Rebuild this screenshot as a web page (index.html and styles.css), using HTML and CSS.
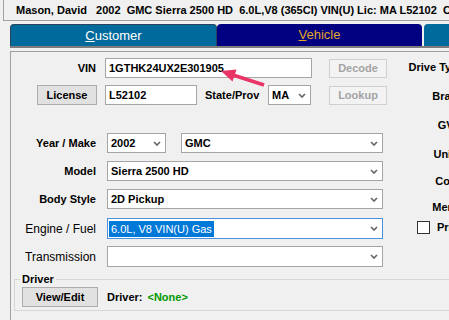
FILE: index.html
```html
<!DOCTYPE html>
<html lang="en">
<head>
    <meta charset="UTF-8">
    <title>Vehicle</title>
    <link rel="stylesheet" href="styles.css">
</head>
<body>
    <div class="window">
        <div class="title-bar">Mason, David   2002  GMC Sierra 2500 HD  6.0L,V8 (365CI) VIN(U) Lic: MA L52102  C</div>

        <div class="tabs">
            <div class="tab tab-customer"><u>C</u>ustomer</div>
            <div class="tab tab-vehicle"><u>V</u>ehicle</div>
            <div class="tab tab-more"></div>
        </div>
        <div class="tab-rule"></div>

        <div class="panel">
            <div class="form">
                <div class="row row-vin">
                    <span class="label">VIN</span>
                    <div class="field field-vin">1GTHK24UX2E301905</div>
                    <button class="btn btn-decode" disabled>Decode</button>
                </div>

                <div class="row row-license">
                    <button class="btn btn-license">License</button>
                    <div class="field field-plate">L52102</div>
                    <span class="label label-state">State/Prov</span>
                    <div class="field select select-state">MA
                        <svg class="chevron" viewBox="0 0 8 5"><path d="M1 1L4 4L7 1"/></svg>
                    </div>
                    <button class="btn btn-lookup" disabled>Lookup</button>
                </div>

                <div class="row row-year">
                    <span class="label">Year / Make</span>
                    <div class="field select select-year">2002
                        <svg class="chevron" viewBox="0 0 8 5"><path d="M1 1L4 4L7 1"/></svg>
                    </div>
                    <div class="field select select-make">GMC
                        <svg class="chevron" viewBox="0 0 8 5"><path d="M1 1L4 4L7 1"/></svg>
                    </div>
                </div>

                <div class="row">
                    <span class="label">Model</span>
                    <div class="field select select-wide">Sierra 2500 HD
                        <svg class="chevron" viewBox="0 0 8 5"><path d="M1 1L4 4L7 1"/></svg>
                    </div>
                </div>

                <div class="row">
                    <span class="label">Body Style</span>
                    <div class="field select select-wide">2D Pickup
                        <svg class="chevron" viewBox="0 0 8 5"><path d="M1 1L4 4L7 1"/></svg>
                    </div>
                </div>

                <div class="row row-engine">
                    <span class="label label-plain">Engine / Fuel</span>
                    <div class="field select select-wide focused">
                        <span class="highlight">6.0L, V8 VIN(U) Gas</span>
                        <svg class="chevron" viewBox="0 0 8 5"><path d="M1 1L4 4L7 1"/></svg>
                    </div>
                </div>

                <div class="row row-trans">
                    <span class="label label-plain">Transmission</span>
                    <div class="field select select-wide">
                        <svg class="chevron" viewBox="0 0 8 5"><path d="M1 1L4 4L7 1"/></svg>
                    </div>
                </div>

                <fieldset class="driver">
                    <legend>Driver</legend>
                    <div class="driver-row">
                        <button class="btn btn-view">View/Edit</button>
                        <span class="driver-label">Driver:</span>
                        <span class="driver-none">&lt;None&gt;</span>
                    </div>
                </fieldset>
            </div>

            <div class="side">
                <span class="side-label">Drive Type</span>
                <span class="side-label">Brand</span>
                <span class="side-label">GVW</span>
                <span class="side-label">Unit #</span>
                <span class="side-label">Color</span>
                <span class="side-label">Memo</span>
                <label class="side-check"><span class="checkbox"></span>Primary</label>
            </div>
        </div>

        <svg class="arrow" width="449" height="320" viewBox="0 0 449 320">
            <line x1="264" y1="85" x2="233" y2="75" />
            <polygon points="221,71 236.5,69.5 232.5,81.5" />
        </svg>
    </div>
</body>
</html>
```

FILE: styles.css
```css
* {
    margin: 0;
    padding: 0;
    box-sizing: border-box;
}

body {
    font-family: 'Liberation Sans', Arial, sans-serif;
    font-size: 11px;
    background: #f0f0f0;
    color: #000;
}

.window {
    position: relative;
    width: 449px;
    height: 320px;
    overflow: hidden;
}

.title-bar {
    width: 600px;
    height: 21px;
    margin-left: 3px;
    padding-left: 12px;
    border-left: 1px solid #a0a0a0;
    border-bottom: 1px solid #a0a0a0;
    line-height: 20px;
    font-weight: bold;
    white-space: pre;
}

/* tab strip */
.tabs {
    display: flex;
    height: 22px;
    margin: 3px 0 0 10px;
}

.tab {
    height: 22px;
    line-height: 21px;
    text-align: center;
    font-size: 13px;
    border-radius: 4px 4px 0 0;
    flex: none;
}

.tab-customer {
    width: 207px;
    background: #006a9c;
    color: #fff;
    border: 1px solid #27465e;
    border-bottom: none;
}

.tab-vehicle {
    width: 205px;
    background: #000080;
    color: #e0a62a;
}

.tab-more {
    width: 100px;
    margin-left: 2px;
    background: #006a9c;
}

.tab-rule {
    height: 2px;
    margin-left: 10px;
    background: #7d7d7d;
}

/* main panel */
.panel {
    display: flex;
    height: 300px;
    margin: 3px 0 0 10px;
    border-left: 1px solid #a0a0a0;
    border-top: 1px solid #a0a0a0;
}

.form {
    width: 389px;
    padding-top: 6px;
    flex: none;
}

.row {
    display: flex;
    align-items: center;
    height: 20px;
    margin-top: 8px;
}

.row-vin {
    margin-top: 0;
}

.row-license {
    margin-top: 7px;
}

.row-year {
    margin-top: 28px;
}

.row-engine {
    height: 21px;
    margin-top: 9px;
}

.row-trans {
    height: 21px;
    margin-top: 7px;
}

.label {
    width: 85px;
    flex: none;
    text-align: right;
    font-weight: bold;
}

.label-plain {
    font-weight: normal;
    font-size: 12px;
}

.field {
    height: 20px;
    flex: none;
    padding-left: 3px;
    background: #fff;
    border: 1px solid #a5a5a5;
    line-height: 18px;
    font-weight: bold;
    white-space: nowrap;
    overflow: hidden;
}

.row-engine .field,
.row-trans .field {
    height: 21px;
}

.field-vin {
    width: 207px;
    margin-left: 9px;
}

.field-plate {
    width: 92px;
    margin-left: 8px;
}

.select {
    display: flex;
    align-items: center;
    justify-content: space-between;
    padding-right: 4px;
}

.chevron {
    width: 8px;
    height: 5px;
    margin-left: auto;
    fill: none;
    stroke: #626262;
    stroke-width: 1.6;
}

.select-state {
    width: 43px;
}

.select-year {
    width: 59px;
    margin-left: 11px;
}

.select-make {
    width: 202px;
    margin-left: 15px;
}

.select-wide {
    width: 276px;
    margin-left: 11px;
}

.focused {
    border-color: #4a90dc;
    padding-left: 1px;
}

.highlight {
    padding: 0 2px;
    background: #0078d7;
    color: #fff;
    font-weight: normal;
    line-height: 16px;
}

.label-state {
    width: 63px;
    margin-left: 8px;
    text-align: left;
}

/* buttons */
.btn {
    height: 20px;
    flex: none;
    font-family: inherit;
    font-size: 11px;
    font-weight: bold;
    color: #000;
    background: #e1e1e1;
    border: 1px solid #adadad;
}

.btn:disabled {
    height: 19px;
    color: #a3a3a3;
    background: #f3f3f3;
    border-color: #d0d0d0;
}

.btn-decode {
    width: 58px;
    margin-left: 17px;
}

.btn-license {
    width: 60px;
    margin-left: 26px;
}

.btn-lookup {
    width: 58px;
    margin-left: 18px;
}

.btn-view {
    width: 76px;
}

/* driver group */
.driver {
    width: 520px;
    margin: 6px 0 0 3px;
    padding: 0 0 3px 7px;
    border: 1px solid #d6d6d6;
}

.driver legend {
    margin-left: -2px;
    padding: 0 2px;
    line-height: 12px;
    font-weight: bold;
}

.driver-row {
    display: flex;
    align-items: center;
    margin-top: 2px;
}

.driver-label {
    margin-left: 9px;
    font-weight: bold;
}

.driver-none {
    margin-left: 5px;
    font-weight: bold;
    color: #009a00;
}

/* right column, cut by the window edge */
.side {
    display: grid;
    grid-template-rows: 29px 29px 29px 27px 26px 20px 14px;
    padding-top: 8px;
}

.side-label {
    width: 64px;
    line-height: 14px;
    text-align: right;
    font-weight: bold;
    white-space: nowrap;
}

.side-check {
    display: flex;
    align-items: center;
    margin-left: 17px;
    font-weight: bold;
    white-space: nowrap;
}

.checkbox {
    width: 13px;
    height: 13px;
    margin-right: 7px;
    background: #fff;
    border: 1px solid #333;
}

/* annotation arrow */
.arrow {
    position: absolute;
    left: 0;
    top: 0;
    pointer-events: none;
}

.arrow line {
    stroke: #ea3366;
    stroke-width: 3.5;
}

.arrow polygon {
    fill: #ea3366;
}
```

## TASK OBJECTIVE
Extract every line above that contains the word "styles".

## OUTPUT FOR THIS TASK
Rebuild this screenshot as a web page (index.html and styles.css), using HTML and CSS.
    <link rel="stylesheet" href="styles.css">
FILE: styles.css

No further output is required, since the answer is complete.